Means can be provided for changing the speed of the driving mechanism, for acceleration, deceleration, braking thereof. This means can include a brake unit which is not shown in detail. The braking unit can be formed for example as a hydraulic brake having a rotatable brake roller 21. The brake roller 21 can be brought in direct contact with the stretchable element 7 in the region of the drum, and when a braking or deceleration is needed, the rotation of the roller 21 can be stopped to apply pressure on the stretchable element 7 and to stop its unwinding movement. For acceleration, the roller 21 is released more or less to allow faster or slower unwinding movement of the stretchable element 7.
For providing a proper rotation of an end element to be rotated by the inventive mechanism, for example the wheels of a vehicle, a transmission 22 can be provided. It can include a plurality of gears with a transmission ratio selected so as to provide a desired speed of rotation of the wheels. Since it is desirable to arrange the drum so that its axis extends in a vertical direction, and so are the axes of the transmission gears, the last stage or the transmission can be a bevel gear unit for converting the rotation of the transmission gear about the vertical axes into the rotation of the wheel of the vehicle about a horizontal axis.

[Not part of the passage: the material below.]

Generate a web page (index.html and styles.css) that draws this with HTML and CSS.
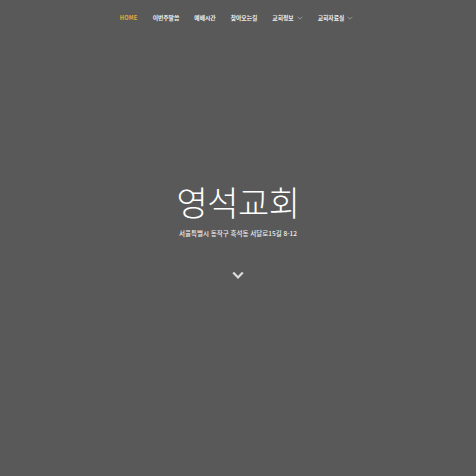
FILE: index.html
```html
<!DOCTYPE html>
<html lang="ko">
<head>
<meta charset="utf-8">
<title>영석교회</title>
<link rel="stylesheet" href="styles.css">
</head>
<body>
<div class="page">
  <nav class="nav">
    <a class="nav-item active">HOME</a>
    <a class="nav-item">이번주말씀</a>
    <a class="nav-item">예배시간</a>
    <a class="nav-item">찾아오는길</a>
    <a class="nav-item">교회정보<svg class="caret" viewBox="0 0 10 6"><path d="M1 1 L5 5 L9 1" fill="none" stroke="currentColor" stroke-width="1"/></svg></a>
    <a class="nav-item">교회자료실<svg class="caret" viewBox="0 0 10 6"><path d="M1 1 L5 5 L9 1" fill="none" stroke="currentColor" stroke-width="1"/></svg></a>
  </nav>
  <main class="hero">
    <h1 class="title">영석교회</h1>
    <p class="address">서울특별시 동작구 흑석동 서달로15길 8-12</p>
    <svg class="down" viewBox="0 0 12 9"><path d="M1.2 1.5 L6 6.5 L10.8 1.5" fill="none" stroke="currentColor" stroke-width="2.2"/></svg>
  </main>
</div>
</body>
</html>
```
FILE: styles.css
```css
html, body {
  margin: 0;
  padding: 0;
  background: #595959;
}
body {
  font-family: "Noto Sans CJK KR", "Noto Sans", sans-serif;
  color: #f2f2f2;
}
.page {
  width: 476px;
  height: 476px;
  display: flex;
  flex-direction: column;
}
.nav {
  display: flex;
  justify-content: center;
  align-items: center;
  gap: 15px;
  padding-top: 12px;
  height: 12px;
  padding-right: 3px;
}
.nav-item {
  font-size: 5.8px;
  font-weight: 700;
  color: #f0f0f0;
  display: flex;
  align-items: center;
  line-height: 12px;
}
.nav-item.active {
  color: #e9a93c;
  font-size: 5.6px;
  letter-spacing: 0.3px;
}
.caret {
  width: 6px;
  height: 4px;
  margin-left: 3px;
  color: #bdbdbd;
}
.hero {
  display: flex;
  flex-direction: column;
  align-items: center;
  padding-top: 157px;
}
.title {
  margin: 0;
  font-size: 34px;
  font-weight: 300;
  line-height: 42px;
  color: #ffffff;
  letter-spacing: -0.5px;
}
.address {
  margin: 5px 0 0;
  font-size: 6.5px;
  line-height: 10px;
  font-weight: 500;
  color: #eeeeee;
}
.down {
  margin-top: 33px;
  width: 12px;
  height: 9px;
  color: #dddddd;
}
```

The rotatable member 2, the stretchable element 7 and the guides 11 can be accommodated in a common housing 23. The housing can be filled with a friction reducing medium, for example friction reducing oil, to reduce friction between all parts of the driving mechanism, and also between the convolutions of the stretchable element 7.
When the driving mechanism of the invention is utilized for a car, the housing and the whole driving mechanism can be located at the bottom of the car and occupy its whole bottom area.
The driving mechanism in accordance with the present invention is environmentally clean, efficient and simple.
The foregoing and other advantages of the inventive driving mechanism and vehicle provided therewith are obvious to those skilled in the art of the driving mechanisms and power vehicles.